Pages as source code
##########

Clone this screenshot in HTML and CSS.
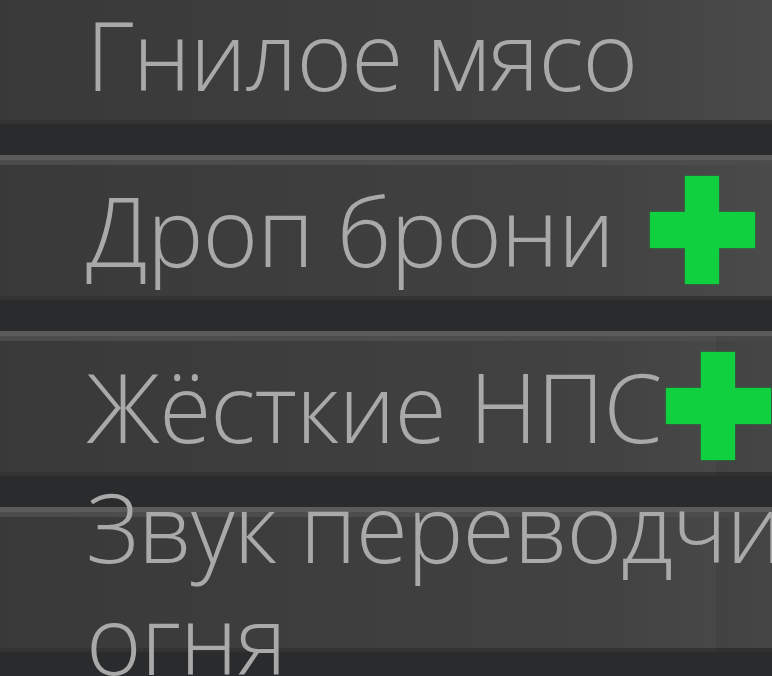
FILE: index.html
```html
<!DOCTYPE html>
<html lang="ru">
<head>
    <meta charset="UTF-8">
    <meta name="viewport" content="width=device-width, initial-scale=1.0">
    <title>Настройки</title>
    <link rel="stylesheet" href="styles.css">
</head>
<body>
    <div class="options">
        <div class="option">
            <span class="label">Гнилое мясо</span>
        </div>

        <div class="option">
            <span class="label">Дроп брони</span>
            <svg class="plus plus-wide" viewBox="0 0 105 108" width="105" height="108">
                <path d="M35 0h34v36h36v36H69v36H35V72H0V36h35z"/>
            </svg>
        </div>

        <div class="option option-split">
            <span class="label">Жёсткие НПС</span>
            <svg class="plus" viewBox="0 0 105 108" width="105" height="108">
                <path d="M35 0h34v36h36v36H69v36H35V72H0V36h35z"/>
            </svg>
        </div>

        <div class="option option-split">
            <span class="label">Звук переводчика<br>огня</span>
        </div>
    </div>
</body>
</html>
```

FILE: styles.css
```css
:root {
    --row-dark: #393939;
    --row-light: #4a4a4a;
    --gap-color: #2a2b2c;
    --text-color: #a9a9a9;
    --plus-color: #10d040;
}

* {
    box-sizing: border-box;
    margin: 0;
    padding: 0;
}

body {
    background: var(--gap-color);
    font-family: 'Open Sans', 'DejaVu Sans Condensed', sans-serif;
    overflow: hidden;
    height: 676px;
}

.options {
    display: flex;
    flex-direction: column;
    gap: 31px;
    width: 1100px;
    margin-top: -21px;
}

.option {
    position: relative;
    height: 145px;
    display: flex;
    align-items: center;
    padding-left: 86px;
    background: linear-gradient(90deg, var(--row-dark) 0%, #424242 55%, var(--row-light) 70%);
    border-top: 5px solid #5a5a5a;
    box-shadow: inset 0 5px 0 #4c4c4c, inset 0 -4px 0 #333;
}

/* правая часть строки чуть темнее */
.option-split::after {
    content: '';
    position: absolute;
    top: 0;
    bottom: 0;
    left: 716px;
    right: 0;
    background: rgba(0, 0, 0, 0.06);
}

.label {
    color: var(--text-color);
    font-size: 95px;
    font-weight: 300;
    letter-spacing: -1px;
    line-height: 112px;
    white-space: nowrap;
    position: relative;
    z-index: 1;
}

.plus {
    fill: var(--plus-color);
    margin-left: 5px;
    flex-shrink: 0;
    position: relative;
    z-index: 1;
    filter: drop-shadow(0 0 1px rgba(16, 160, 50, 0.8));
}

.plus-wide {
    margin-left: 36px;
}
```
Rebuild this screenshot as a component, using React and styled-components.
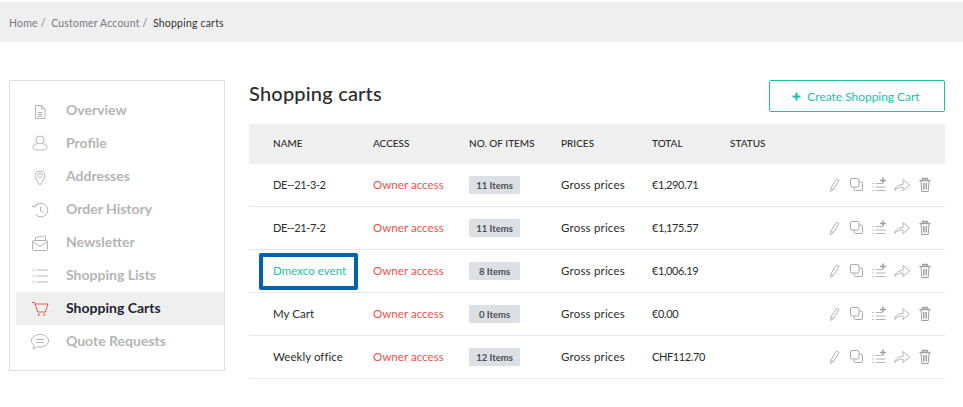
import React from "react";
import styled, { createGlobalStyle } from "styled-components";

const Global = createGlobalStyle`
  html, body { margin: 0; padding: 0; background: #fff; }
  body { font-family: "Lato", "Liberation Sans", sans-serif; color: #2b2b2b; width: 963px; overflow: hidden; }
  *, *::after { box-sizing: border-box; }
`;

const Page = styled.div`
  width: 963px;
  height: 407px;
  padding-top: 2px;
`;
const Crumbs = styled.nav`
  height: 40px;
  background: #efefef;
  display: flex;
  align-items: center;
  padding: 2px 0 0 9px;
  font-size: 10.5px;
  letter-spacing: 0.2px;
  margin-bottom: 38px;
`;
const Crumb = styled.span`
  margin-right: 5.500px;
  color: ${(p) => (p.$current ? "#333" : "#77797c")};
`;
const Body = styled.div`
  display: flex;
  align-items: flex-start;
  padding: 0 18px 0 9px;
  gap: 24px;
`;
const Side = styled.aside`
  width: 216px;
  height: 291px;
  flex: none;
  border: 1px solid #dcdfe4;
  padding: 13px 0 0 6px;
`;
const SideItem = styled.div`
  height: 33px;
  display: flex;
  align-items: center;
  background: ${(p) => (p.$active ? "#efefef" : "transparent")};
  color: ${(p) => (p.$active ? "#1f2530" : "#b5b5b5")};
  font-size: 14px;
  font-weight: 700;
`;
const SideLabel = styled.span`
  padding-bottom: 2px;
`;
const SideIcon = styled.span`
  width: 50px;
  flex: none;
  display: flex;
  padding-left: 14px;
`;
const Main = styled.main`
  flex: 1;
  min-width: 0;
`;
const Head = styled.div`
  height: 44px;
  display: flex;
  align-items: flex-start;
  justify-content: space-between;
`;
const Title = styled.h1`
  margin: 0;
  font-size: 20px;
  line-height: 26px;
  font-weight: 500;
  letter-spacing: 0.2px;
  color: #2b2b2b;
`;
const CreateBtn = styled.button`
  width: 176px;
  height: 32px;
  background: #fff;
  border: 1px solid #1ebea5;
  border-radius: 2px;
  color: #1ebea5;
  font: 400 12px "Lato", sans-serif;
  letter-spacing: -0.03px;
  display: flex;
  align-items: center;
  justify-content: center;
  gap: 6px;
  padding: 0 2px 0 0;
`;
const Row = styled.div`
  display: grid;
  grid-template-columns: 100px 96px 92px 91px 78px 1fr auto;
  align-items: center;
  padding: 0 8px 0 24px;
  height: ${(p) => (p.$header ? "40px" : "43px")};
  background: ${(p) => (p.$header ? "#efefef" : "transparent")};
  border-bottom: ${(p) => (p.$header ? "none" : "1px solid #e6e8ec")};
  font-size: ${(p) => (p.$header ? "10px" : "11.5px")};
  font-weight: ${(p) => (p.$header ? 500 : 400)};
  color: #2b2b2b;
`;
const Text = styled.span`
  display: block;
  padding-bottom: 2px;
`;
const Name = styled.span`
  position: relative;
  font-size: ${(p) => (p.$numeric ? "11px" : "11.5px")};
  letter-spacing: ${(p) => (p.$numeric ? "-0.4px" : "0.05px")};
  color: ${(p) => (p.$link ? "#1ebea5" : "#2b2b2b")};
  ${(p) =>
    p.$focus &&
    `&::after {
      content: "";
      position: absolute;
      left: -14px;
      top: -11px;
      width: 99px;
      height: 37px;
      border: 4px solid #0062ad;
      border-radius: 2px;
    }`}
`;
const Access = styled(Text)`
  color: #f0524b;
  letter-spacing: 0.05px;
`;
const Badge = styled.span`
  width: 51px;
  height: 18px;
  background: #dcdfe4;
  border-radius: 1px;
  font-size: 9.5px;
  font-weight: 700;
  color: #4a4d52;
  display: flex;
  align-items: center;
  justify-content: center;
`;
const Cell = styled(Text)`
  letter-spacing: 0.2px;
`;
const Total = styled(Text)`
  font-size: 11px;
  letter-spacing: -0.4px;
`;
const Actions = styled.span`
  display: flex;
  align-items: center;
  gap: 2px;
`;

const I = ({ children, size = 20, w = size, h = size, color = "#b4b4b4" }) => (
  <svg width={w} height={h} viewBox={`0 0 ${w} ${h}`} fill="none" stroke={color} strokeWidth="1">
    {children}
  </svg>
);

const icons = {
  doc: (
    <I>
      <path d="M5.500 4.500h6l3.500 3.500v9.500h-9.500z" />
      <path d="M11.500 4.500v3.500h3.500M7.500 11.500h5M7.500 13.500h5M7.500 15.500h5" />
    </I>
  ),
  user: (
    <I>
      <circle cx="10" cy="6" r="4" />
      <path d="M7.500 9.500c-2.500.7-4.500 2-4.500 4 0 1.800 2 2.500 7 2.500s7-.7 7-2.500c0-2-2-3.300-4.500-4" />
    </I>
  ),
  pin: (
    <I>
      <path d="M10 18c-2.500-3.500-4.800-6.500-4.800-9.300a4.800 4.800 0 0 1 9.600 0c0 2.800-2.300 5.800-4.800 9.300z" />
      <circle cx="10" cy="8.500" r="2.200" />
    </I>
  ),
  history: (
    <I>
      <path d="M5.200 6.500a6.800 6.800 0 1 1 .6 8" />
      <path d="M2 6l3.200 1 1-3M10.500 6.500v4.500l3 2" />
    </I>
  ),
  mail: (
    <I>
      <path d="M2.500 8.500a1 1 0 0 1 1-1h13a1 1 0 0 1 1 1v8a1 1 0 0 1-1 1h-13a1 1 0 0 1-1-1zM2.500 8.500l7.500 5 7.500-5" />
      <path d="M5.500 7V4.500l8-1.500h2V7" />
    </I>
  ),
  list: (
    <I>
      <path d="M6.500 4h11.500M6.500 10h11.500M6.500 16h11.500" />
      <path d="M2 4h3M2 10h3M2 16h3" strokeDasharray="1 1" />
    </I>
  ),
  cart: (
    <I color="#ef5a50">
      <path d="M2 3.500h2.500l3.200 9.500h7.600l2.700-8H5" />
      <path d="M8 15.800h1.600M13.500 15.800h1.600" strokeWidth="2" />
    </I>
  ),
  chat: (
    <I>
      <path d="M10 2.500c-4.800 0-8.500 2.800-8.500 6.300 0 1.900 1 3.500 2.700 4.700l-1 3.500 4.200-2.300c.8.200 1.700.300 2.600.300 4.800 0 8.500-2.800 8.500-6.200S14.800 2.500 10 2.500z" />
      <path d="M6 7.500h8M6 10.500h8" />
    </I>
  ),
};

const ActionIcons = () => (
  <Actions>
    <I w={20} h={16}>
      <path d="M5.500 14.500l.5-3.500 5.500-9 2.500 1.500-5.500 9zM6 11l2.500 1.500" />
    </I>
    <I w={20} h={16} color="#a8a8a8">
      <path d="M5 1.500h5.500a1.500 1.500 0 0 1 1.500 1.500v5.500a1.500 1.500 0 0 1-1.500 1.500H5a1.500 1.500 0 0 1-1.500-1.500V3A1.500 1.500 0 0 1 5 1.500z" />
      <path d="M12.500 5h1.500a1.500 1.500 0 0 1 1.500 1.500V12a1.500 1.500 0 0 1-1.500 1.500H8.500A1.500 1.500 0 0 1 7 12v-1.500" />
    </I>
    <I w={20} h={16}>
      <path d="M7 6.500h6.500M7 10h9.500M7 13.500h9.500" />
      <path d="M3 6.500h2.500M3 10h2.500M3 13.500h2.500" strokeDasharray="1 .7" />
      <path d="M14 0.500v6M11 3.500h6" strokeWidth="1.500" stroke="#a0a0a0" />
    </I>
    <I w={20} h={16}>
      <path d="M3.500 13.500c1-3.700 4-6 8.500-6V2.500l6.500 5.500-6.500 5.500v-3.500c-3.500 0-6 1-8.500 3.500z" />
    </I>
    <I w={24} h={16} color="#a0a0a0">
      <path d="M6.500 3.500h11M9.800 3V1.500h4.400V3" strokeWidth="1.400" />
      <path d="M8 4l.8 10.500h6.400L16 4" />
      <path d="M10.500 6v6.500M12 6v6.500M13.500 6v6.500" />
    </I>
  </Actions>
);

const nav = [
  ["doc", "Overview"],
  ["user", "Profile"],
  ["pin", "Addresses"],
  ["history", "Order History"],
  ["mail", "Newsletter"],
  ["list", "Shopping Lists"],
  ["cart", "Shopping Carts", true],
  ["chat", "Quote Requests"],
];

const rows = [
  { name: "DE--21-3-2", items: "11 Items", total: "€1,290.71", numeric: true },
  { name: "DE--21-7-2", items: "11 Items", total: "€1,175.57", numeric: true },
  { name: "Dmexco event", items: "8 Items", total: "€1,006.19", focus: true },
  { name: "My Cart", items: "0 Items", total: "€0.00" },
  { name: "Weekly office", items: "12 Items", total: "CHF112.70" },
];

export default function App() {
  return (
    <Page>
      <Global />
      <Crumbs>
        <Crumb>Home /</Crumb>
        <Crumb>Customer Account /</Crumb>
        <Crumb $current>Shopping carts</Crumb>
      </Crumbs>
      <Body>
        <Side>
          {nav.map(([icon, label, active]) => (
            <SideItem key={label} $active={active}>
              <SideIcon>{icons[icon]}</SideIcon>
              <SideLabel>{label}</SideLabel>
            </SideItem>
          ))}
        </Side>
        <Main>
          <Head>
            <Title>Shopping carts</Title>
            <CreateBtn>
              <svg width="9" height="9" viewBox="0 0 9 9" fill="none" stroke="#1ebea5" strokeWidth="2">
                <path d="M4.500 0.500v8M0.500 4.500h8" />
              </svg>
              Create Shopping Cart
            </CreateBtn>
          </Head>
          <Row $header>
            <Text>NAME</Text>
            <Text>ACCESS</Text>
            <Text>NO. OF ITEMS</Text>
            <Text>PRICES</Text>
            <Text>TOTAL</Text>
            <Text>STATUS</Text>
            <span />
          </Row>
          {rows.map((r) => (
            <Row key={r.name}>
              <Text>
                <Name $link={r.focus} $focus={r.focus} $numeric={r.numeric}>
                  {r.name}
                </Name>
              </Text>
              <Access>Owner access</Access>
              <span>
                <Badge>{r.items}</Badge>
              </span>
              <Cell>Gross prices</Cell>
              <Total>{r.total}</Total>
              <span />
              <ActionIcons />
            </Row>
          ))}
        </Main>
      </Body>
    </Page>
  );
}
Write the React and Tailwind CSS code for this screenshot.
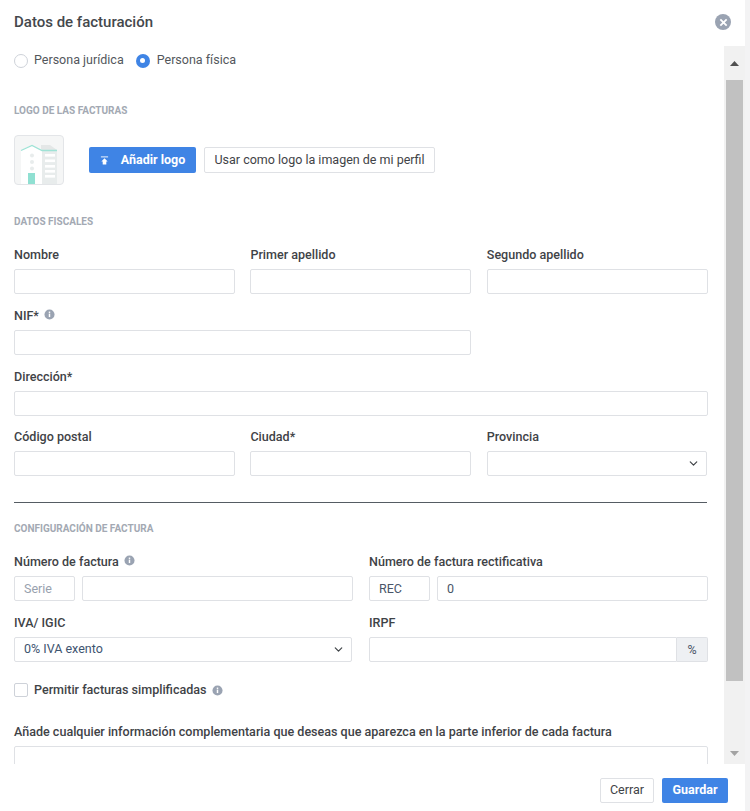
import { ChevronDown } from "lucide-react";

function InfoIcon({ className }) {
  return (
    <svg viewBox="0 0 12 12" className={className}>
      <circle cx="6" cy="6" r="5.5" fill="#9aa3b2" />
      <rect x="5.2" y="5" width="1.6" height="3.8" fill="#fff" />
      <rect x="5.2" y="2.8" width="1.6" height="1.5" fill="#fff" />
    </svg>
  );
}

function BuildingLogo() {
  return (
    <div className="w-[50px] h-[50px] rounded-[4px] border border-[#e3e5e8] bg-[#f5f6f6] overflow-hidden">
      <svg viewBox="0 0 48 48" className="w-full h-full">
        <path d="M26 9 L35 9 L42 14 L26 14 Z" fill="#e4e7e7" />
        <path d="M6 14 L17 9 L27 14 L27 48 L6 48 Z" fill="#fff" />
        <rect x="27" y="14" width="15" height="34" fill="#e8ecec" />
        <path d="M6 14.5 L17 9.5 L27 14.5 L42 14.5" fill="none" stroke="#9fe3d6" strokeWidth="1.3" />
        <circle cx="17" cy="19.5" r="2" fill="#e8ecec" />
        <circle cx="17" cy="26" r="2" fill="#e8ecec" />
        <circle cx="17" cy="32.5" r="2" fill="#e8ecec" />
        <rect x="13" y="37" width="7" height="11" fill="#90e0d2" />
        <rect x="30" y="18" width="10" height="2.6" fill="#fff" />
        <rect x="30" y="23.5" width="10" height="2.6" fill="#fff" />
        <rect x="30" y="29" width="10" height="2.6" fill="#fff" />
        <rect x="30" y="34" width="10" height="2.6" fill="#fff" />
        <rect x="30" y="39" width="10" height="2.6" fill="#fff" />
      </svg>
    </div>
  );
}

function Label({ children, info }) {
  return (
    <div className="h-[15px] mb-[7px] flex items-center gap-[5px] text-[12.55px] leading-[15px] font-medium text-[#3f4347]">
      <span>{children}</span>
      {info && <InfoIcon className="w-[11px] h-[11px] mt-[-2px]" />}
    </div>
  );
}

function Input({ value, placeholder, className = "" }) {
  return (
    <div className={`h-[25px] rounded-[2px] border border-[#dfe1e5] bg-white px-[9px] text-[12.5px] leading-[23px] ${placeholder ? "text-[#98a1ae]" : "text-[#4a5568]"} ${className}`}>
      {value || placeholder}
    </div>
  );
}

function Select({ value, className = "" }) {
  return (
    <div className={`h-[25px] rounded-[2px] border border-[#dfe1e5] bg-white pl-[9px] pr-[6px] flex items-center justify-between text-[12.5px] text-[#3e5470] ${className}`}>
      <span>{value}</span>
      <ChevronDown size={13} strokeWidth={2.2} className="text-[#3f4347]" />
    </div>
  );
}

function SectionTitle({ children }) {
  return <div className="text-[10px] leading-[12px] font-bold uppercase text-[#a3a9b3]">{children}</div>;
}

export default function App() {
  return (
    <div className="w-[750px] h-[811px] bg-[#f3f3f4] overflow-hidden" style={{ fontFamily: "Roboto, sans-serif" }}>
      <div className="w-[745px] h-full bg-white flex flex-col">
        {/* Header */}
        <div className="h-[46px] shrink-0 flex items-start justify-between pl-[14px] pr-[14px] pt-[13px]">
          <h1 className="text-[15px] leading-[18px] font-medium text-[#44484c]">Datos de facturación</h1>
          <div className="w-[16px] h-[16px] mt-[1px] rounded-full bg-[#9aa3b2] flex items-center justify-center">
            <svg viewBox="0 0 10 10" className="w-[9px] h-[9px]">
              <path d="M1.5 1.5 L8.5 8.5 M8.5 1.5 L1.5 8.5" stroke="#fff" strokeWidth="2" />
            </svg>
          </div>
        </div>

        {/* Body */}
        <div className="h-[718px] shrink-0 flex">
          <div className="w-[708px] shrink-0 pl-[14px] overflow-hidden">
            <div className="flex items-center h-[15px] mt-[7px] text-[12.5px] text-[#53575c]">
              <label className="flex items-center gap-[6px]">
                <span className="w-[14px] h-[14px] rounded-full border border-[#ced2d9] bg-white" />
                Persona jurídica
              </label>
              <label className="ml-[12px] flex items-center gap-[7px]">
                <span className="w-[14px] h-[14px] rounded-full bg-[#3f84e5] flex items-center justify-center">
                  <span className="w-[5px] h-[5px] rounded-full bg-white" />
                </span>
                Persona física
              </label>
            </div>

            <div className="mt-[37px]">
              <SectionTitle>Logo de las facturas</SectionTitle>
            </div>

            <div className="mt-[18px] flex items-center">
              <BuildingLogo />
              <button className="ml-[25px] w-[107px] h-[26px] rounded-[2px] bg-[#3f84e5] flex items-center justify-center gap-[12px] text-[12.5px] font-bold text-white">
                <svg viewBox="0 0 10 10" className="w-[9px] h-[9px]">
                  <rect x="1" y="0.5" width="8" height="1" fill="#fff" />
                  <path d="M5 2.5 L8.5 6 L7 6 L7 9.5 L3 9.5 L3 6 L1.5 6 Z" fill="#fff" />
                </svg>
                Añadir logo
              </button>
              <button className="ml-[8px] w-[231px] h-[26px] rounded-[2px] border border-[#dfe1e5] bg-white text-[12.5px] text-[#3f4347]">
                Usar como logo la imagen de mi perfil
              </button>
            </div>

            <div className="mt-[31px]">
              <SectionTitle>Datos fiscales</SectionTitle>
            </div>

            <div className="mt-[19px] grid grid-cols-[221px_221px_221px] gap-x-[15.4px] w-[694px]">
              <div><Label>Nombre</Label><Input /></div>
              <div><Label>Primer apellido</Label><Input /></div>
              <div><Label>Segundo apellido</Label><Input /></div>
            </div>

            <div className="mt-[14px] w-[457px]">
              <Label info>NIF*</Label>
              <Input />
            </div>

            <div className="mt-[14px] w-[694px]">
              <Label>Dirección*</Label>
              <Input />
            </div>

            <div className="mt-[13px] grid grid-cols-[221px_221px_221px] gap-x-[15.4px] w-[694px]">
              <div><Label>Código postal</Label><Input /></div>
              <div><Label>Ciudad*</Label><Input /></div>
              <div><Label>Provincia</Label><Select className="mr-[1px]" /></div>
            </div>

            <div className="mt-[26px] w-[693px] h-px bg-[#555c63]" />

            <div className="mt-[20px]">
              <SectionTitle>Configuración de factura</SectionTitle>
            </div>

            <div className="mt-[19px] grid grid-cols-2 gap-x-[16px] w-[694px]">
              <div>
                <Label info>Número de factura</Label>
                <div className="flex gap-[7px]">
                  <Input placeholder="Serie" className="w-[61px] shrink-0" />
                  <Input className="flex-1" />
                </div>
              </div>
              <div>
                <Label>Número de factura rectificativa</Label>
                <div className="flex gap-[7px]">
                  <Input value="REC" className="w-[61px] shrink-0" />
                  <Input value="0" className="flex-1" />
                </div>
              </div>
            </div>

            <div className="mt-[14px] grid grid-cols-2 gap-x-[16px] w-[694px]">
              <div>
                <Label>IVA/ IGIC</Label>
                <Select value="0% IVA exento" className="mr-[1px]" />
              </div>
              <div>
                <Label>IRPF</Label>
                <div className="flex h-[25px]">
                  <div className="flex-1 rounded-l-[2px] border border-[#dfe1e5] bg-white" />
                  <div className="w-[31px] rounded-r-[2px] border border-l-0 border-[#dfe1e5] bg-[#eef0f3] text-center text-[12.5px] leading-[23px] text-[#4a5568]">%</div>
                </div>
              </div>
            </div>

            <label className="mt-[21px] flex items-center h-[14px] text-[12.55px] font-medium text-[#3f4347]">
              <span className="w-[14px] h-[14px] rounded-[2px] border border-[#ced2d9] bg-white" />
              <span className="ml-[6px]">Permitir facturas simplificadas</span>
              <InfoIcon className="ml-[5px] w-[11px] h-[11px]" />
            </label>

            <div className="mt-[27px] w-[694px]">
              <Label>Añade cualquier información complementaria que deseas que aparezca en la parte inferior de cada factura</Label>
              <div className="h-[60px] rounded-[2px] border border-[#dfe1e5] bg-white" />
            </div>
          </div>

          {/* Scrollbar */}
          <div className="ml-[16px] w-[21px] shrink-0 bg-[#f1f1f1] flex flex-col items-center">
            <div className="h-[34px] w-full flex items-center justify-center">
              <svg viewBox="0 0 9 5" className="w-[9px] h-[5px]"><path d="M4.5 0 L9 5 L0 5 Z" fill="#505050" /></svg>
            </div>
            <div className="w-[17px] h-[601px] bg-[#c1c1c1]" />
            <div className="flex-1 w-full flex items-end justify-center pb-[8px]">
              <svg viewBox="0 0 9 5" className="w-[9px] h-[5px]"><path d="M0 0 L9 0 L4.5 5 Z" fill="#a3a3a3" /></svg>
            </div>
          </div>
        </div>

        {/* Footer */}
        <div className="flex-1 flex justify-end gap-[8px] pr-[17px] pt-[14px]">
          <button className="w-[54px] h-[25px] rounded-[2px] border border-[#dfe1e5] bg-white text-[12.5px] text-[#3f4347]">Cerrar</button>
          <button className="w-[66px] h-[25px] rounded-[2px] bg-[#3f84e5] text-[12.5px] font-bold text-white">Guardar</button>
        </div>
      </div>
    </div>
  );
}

##########

Tally the lines above containing "this". Answer with the count only.

3